**SUPPLIED DATA**
= = =

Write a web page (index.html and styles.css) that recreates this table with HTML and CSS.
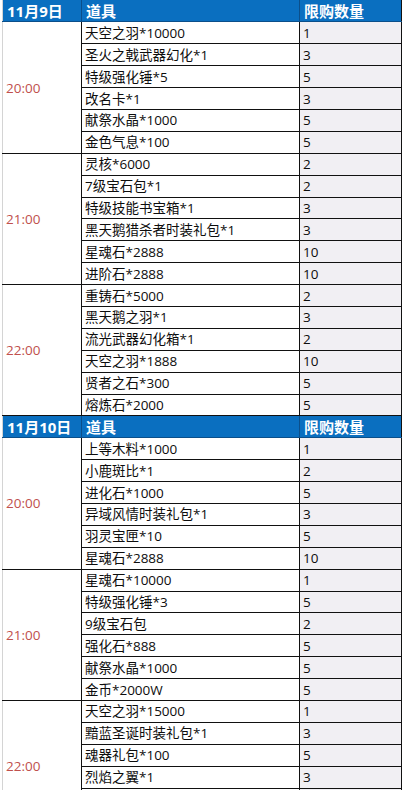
FILE: index.html
```html
<!DOCTYPE html>
<html lang="zh-CN">
<head>
<meta charset="utf-8">
<link rel="stylesheet" href="styles.css">
</head>
<body>
<div class="sheet">
<table class="grid">
<colgroup><col class="c-time"><col class="c-item"><col class="c-qty"></colgroup>
<tbody>
<tr class="head"><td class="h-date">11月9日</td><td class="h-item">道具</td><td class="h-qty">限购数量</td></tr>
<tr><td class="time" rowspan="6">20:00</td><td class="item">天空之羽*10000</td><td class="qty">1</td></tr>
<tr><td class="item">圣火之戟武器幻化*1</td><td class="qty">3</td></tr>
<tr><td class="item">特级强化锤*5</td><td class="qty">5</td></tr>
<tr><td class="item">改名卡*1</td><td class="qty">3</td></tr>
<tr><td class="item">献祭水晶*1000</td><td class="qty">5</td></tr>
<tr><td class="item">金色气息*100</td><td class="qty">5</td></tr>
<tr><td class="time" rowspan="6">21:00</td><td class="item">灵核*6000</td><td class="qty">2</td></tr>
<tr><td class="item">7级宝石包*1</td><td class="qty">2</td></tr>
<tr><td class="item">特级技能书宝箱*1</td><td class="qty">3</td></tr>
<tr><td class="item">黑天鹅猎杀者时装礼包*1</td><td class="qty">3</td></tr>
<tr><td class="item">星魂石*2888</td><td class="qty">10</td></tr>
<tr><td class="item">进阶石*2888</td><td class="qty">10</td></tr>
<tr><td class="time" rowspan="6">22:00</td><td class="item">重铸石*5000</td><td class="qty">2</td></tr>
<tr><td class="item">黑天鹅之羽*1</td><td class="qty">3</td></tr>
<tr><td class="item">流光武器幻化箱*1</td><td class="qty">2</td></tr>
<tr><td class="item">天空之羽*1888</td><td class="qty">10</td></tr>
<tr><td class="item">贤者之石*300</td><td class="qty">5</td></tr>
<tr><td class="item">熔炼石*2000</td><td class="qty">5</td></tr>
<tr class="head"><td class="h-date">11月10日</td><td class="h-item">道具</td><td class="h-qty">限购数量</td></tr>
<tr><td class="time" rowspan="6">20:00</td><td class="item">上等木料*1000</td><td class="qty">1</td></tr>
<tr><td class="item">小鹿斑比*1</td><td class="qty">2</td></tr>
<tr><td class="item">进化石*1000</td><td class="qty">5</td></tr>
<tr><td class="item">异域风情时装礼包*1</td><td class="qty">3</td></tr>
<tr><td class="item">羽灵宝匣*10</td><td class="qty">5</td></tr>
<tr><td class="item">星魂石*2888</td><td class="qty">10</td></tr>
<tr><td class="time" rowspan="6">21:00</td><td class="item">星魂石*10000</td><td class="qty">1</td></tr>
<tr><td class="item">特级强化锤*3</td><td class="qty">5</td></tr>
<tr><td class="item">9级宝石包</td><td class="qty">2</td></tr>
<tr><td class="item">强化石*888</td><td class="qty">5</td></tr>
<tr><td class="item">献祭水晶*1000</td><td class="qty">5</td></tr>
<tr><td class="item">金币*2000W</td><td class="qty">5</td></tr>
<tr><td class="time" rowspan="6">22:00</td><td class="item">天空之羽*15000</td><td class="qty">1</td></tr>
<tr><td class="item">黯蓝圣诞时装礼包*1</td><td class="qty">3</td></tr>
<tr><td class="item">魂器礼包*100</td><td class="qty">5</td></tr>
<tr><td class="item">烈焰之翼*1</td><td class="qty">3</td></tr>
<tr><td class="item"></td><td class="qty"></td></tr>
<tr><td class="item"></td><td class="qty"></td></tr>
</tbody>
</table>
</div>
</body>
</html>
```

FILE: styles.css
```css
html, body {
  margin: 0;
  padding: 0;
  background: #ffffff;
}
.sheet {
  width: 403px;
  height: 790px;
  overflow: hidden;
  padding-left: 2px;
  box-sizing: border-box;
  font-family: "Open Sans", "Noto Sans CJK SC", sans-serif;
}
.grid {
  border-collapse: collapse;
  table-layout: fixed;
  width: 399px;
}
.c-time { width: 79px; }
.c-item { width: 218px; }
.c-qty { width: 102px; }
.grid td {
  height: 21.9px;
  padding: 0 0 0 3px;
  box-sizing: border-box;
  border: 1px solid #111111;
  font-size: 13.5px;
  line-height: 18px;
  color: #0d0d0d;
  white-space: nowrap;
  overflow: hidden;
  vertical-align: middle;
}
.grid td.time {
  border-left: 1px solid #d4d4d4;
  color: #c0504d;
  font-size: 13.5px;
  padding-left: 3px;
  background: #ffffff;
}
.grid td.qty {
  background: #f1eff3;
}
.grid .head td {
  background: #0a6fc0;
  color: #ffffff;
  font-weight: bold;
  font-size: 15px;
  border-color: #0b4f8a;
  border-top: 0;
  padding-left: 4px;
}
.grid .head td.h-date {
  border-left: 1px solid #d4d4d4;
}
.grid .head td.h-qty {
  border-left-color: #6fa6d6;
  border-right-color: #111111;
}
```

= = =

Show each line of the data that contains the string "table".

**RESPONSE**
Write a web page (index.html and styles.css) that recreates this table with HTML and CSS.
<table class="grid">
</table>
  table-layout: fixed;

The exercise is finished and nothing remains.